The system has more than 25,000 hours of operation and is certified for use in combat, with multiple additional systems now deployed, Raytheon says.

The company, which does its laser contract work mainly in McKinney, Texas, also is supplying the laser unit for the Army’s Directed Energy Maneuver-Short Range Air Defense system, with prime contractor Kord Technologies.

The Army said four prototypes of that system were delivered to an Army air-defense artillery regiment at Fort Sill, Oklahoma, in September.

Drone zappers

Raytheon also has developed directed-energy systems designed to jam drone communications or disable them with pulses of energy.

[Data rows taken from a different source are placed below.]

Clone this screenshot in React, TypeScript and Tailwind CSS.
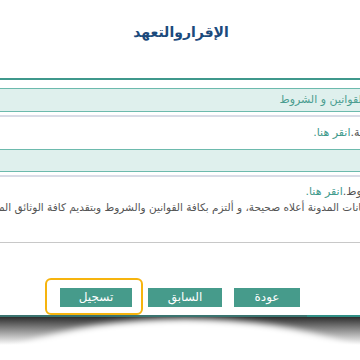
import React from "react";

const font = { fontFamily: '"DejaVu Sans", "Noto Sans", sans-serif' };

export default function App() {
  return (
    <div className="relative w-[360px] h-[360px] overflow-hidden bg-white" style={font}>
      <div dir="rtl" className="flex flex-col">
        {/* title */}
        <div className="h-[78px] flex justify-center pt-[22px]">
          <h1 className="text-[14px] font-bold text-[#1b4a7c] leading-[20px] mr-[-2px]">الإقراروالتعهد</h1>
        </div>
        <div className="h-[2px] bg-[#3f988c]" />
        <div className="h-[8px]" />
        {/* box 1 */}
        <div className="h-[24px] bg-[#dff0ed] border-y border-[#6dbaad] flex items-center overflow-hidden">
          <span className="whitespace-nowrap text-[11px] text-[#4a9d90] mr-[-5px]">القوانين و الشروط</span>
        </div>
        <div className="h-[3px]" />
        <div className="h-[2px] bg-[#d9dce6]" />
        {/* row 2 */}
        <div className="h-[32px] flex items-center overflow-hidden">
          <span className="whitespace-nowrap text-[11px] text-[#555] mr-[-24px]">
            العربية.<span className="text-[#3f9a8c]">انقر هنا.</span>
          </span>
        </div>
        {/* box 2 */}
        <div className="h-[23px] bg-[#dff0ed] border-y border-[#6dbaad]" />
        <div className="h-[3px]" />
        <div className="h-[2px] bg-[#d9dce6]" />
        {/* row 3 */}
        <div className="pt-[8px] flex flex-col items-start overflow-hidden">
          <span className="whitespace-nowrap text-[11px] leading-[13px] text-[#555] mr-[-24px]">
            الشروط.<span className="text-[#3f9a8c]">انقر هنا.</span>
          </span>
          <span className="whitespace-nowrap text-[10.5px] leading-[14px] mt-[2px] text-[#555] mr-[-14px]">
            البيانات المدونة أعلاه صحيحة، و ألتزم بكافة القوانين والشروط وبتقديم كافة الوثائق المطلوبة لذلك
          </span>
        </div>
        <div className="h-[28px]" />
        <div className="h-px bg-[#c8c8c8]" />
        {/* buttons */}
        <div className="flex items-start pt-[45px] mr-[60px] gap-[12px]">
          <button className="w-[66px] h-[19px] bg-[#469b8b] text-white text-[12px] leading-[19px]">عودة</button>
          <button className="w-[74px] h-[19px] bg-[#469b8b] text-white text-[12px] leading-[19px]">السابق</button>
          <div className="relative flex mr-[4px]">
            <span className="absolute top-[-10px] bottom-[-8px] left-[-15px] right-[-11px] border-2 border-[#f6b40e] rounded-[6px]" />
            <button className="relative w-[72px] h-[19px] bg-[#469b8b] text-white text-[12px] leading-[19px]">تسجيل</button>
          </div>
        </div>
      </div>
      {/* bottom line + curved shadow */}
      <svg className="absolute left-0 top-[315px]" width="360" height="45" viewBox="0 0 360 45">
        <defs>
          <linearGradient id="g" x1="0" y1="0" x2="0" y2="1">
            <stop offset="0" stopColor="#2e2e2e" stopOpacity="1" />
            <stop offset="1" stopColor="#2e2e2e" stopOpacity="0" />
          </linearGradient>
          <filter id="b" x="-20%" y="-50%" width="140%" height="200%">
            <feGaussianBlur stdDeviation="3" />
          </filter>
        </defs>
        <rect x="0" y="2" width="360" height="28" fill="url(#g)" />
        <ellipse cx="185" cy="90" rx="230" ry="86" fill="#fff" filter="url(#b)" />
        <rect x="0" y="0" width="307" height="2" fill="#3a7470" />
        <rect x="307" y="0" width="53" height="2" fill="#2f8f85" />
      </svg>
    </div>
  );
}
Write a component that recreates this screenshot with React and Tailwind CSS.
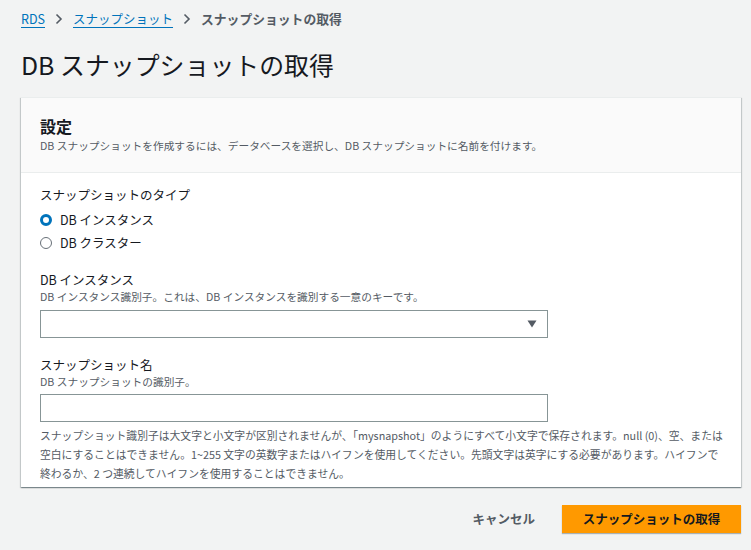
export default function App() {
  return (
    <div className="min-h-[550px] bg-[#f2f3f3] pl-[21px] pr-[10px] pt-[9px] font-['Noto_Sans_CJK_JP',sans-serif] text-[#16191f]">
      <nav className="flex items-center h-[20px] text-[12.5px] leading-[20px]">
        <a className="text-[#0073bb] underline underline-offset-[3px] decoration-[1px]">RDS</a>
        <svg width="8" height="12" viewBox="0 0 8 12" className="mx-[10px]" fill="none" stroke="#545b64" strokeWidth="1.6">
          <path d="M1.5 1.5 L6 6 L1.5 10.5" />
        </svg>
        <a className="text-[#0073bb] underline underline-offset-[3px] decoration-[1px]">スナップショット</a>
        <svg width="8" height="12" viewBox="0 0 8 12" className="mx-[10px]" fill="none" stroke="#545b64" strokeWidth="1.6">
          <path d="M1.5 1.5 L6 6 L1.5 10.5" />
        </svg>
        <span className="text-[#545b64] text-[12.8px] font-bold">スナップショットの取得</span>
      </nav>

      <h1 className="mt-[19px] text-[24.9px] leading-[32px] font-normal">DB スナップショットの取得</h1>

      <div className="mt-[17px] w-[720px] bg-white border-t border-[#eaeded] shadow-[0_1px_1px_0_rgba(0,28,36,0.3),1px_1px_1px_0_rgba(0,28,36,0.15),-1px_1px_1px_0_rgba(0,28,36,0.15)]">
        <div className="bg-[#fafafa] border-b border-[#eaeded] px-[19px] pt-[17px] pb-[18px]">
          <h2 className="text-[16px] leading-[22px] font-bold">設定</h2>
          <p className="mt-[1px] text-[10.7px] leading-[16px] text-[#545b64]">
            DB スナップショットを作成するには、データベースを選択し、DB スナップショットに名前を付けます。
          </p>
        </div>

        <div className="px-[19px] pt-[12px] pb-[4px]">
          <div className="text-[12.5px] leading-[20px]">スナップショットのタイプ</div>
          <div className="mt-[5px] flex items-center h-[20px] text-[12.5px]">
            <span className="w-[12px] h-[12px] rounded-full border-[3.5px] border-[#0073bb] bg-white mr-[8px]" />
            <span>DB インスタンス</span>
          </div>
          <div className="mt-[3px] flex items-center h-[20px] text-[12.5px]">
            <span className="w-[12px] h-[12px] rounded-full border border-[#687078] bg-white mr-[8px]" />
            <span>DB クラスター</span>
          </div>

          <div className="mt-[18px] text-[12.5px] leading-[18px]">DB インスタンス</div>
          <div className="text-[10.7px] leading-[16px] text-[#545b64]">
            DB インスタンス識別子。これは、DB インスタンスを識別する一意のキーです。
          </div>
          <div className="mt-[5px] w-[508px] h-[28px] border border-[#879596] bg-white flex items-center justify-end pr-[10px]">
            <svg width="10" height="8" viewBox="0 0 10 8">
              <path d="M0.5 0.5 H9.5 L5 7.5 Z" fill="#545b64" />
            </svg>
          </div>

          <div className="mt-[18px] text-[12.5px] leading-[18px]">スナップショット名</div>
          <div className="text-[10.7px] leading-[16px] text-[#545b64]">DB スナップショットの識別子。</div>
          <div className="mt-[4px] w-[508px] h-[28px] border border-[#879596] bg-white" />

          <p className="mt-[4px] text-[10.8px] leading-[19px] text-[#545b64] whitespace-nowrap">
            スナップショット識別子は大文字と小文字が区別されませんが、「mysnapshot」のようにすべて小文字で保存されます。null (0)、空、または
            <br />
            空白にすることはできません。1~255 文字の英数字またはハイフンを使用してください。先頭文字は英字にする必要があります。ハイフンで
            <br />
            終わるか、2 つ連続してハイフンを使用することはできません。
          </p>
        </div>
      </div>

      <div className="mt-[18px] w-[720px] flex justify-end items-center gap-[7px]">
        <button className="h-[28px] px-[20px] text-[12.5px] font-bold text-[#545b64]">キャンセル</button>
        <button className="h-[28px] w-[179px] bg-[#ff9900] text-[12.5px] font-bold text-[#16191f] shadow-[0_1px_1px_0_rgba(0,28,36,0.3)]">
          スナップショットの取得
        </button>
      </div>
    </div>
  );
}
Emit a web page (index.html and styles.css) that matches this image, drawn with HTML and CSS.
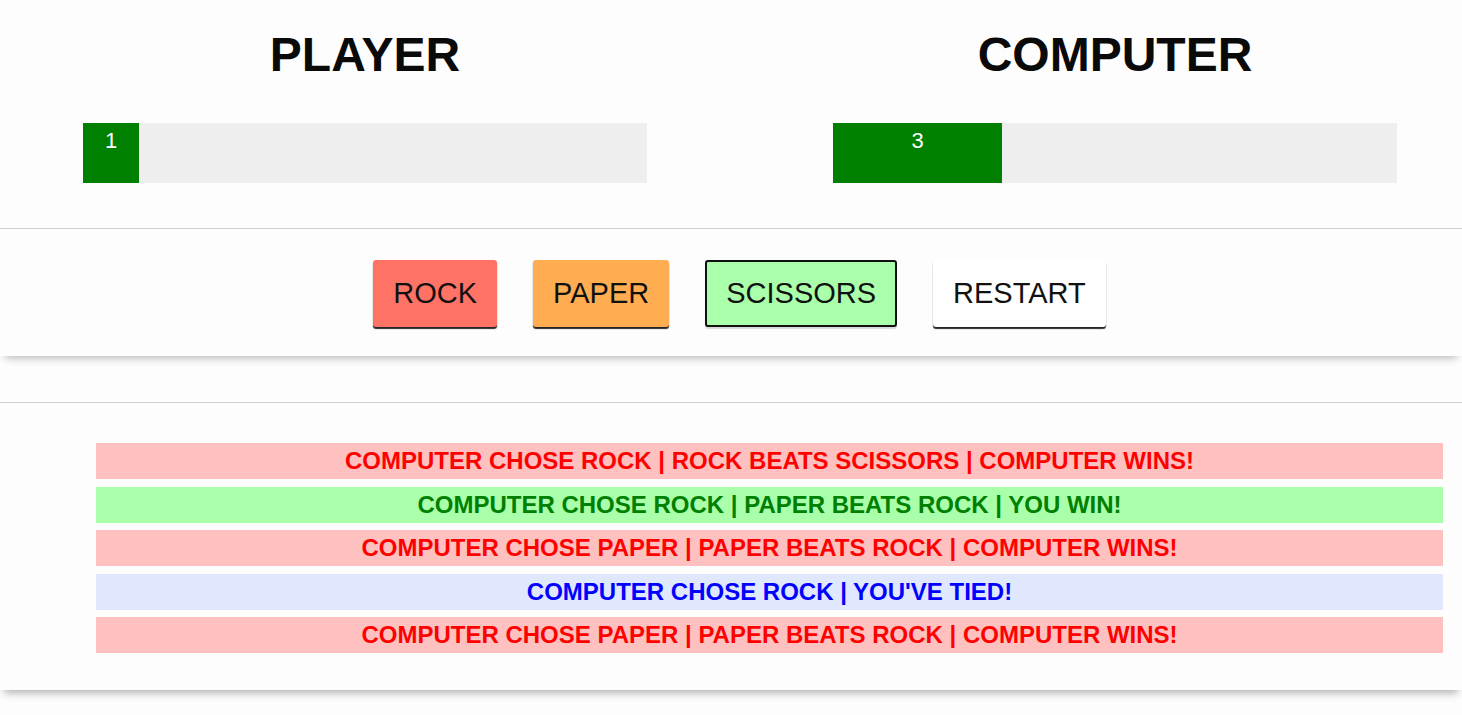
FILE: index.html
```html
<!DOCTYPE html>
<html>
<head>
<meta charset="utf-8">
<title>Rock Paper Scissors</title>
<link rel="stylesheet" href="styles.css">
</head>
<body>
<header class="scoreboard">
  <div class="side">
    <h1 class="side-title">PLAYER</h1>
    <div class="bar"><div class="bar-fill" style="width:10%">1</div></div>
  </div>
  <div class="side">
    <h1 class="side-title">COMPUTER</h1>
    <div class="bar"><div class="bar-fill" style="width:30%">3</div></div>
  </div>
</header>
<section class="controls">
  <button class="btn btn-rock">ROCK</button>
  <button class="btn btn-paper">PAPER</button>
  <button class="btn btn-scissors is-selected">SCISSORS</button>
  <button class="btn btn-restart">RESTART</button>
</section>
<section class="log">
  <ul class="log-list">
    <li class="log-item lose">COMPUTER CHOSE ROCK | ROCK BEATS SCISSORS | COMPUTER WINS!</li>
    <li class="log-item win">COMPUTER CHOSE ROCK | PAPER BEATS ROCK | YOU WIN!</li>
    <li class="log-item lose">COMPUTER CHOSE PAPER | PAPER BEATS ROCK | COMPUTER WINS!</li>
    <li class="log-item tie">COMPUTER CHOSE ROCK | YOU'VE TIED!</li>
    <li class="log-item lose">COMPUTER CHOSE PAPER | PAPER BEATS ROCK | COMPUTER WINS!</li>
  </ul>
</section>
</body>
</html>
```

FILE: styles.css
```css
html, body {
  margin: 0;
  padding: 0;
}
body {
  background: #fdfdfd;
  font-family: "Liberation Sans", Arial, sans-serif;
  color: #000;
  min-height: 715px;
}
.scoreboard {
  display: flex;
  gap: 186px;
  padding: 0 65px 45px 83px;
}
.side {
  width: 564px;
  display: flex;
  flex-direction: column;
  align-items: stretch;
}
.side-title {
  margin: 27px 0 0;
  text-align: center;
  font-size: 48px;
  font-weight: bold;
  line-height: 56px;
  color: #0a0a0a;
}
.bar {
  margin-top: 40px;
  height: 60px;
  background: #eeeeee;
  display: flex;
}
.bar-fill {
  background: #008000;
  color: #fff;
  font-size: 22px;
  text-align: center;
  padding-top: 5px;
  box-sizing: border-box;
}
.controls {
  border-top: 1px solid #d0d0d0;
  background: #fdfdfd;
  display: flex;
  justify-content: center;
  gap: 36px;
  padding: 31px 0 29px 17px;
  box-shadow: 0 7px 8px -5px rgba(0,0,0,0.28);
  position: relative;
  z-index: 1;
}
.btn {
  font-family: "Liberation Sans", Arial, sans-serif;
  font-size: 29px;
  color: #111;
  height: 67px;
  padding: 0 19px;
  border: 1px solid transparent;
  border-radius: 3px;
  box-shadow: 0 2px 1px rgba(0,0,0,0.85);
  cursor: pointer;
}
.btn-rock { background: #ff7366; }
.btn-paper { background: #ffad50; }
.btn-scissors { background: #aaffaa; }
.btn-restart { background: #ffffff; }
.btn.is-selected {
  border: 2px solid #111;
  box-shadow: 0 2px 1px rgba(0,0,0,0.15);
}
.log {
  margin-top: 46px;
  border-top: 1px solid #d0d0d0;
  background: #fdfdfd;
  padding: 40px 19px 37px 96px;
  box-shadow: 0 7px 8px -4px rgba(0,0,0,0.3);
  position: relative;
  z-index: 1;
}
.log-list {
  list-style: none;
  margin: 0;
  padding: 0;
  display: flex;
  flex-direction: column;
  gap: 7.5px;
}
.log-item {
  height: 36px;
  line-height: 36px;
  text-align: center;
  font-weight: bold;
  font-size: 24px;
}
.log-item.lose { background: #ffc0c0; color: #ff0000; }
.log-item.win { background: #aaffaa; color: #008000; }
.log-item.tie { background: #e0e8ff; color: #0000ff; }
```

In late January, Raytheon announced that the Air Force Research Laboratory had successfully completed a three-week field test of the Counter-Electronic High-Power Microwave Extended-Range Air Base Defense system, or CHIMERA, at White Sands Missile Range in New Mexico.

The CHIMERA, which fires highly concentrated radio energy at multiple middle-to-long-range targets, successfully directed energy at static targets and successful detected and tracked aerial targets, Raytheon said.

In December, Raytheon said it will build two high-power microwave antenna systems for the Navy and Air Force that will use directed energy to defeat drones and other airborne threats.

The three-year, $31.3 million contract is part of the Directed Energy Front-line Electromagnetic Neutralization and Defeat (DEFEND) program.

The Pentagon has not released details of combat use of directed-energy weapons.

The Government Accountability Office in a report issued in April 2023 found that despite decades of development work, the Pentagon has struggled to move its directed-energy programs from development to production, recommending that the armed services reach transition agreements with defense contractors.

Tucson defense contractor Raytheon's Coyote 2 drone-killer destroys targets in a 2021 test at the Yuma Proving Ground.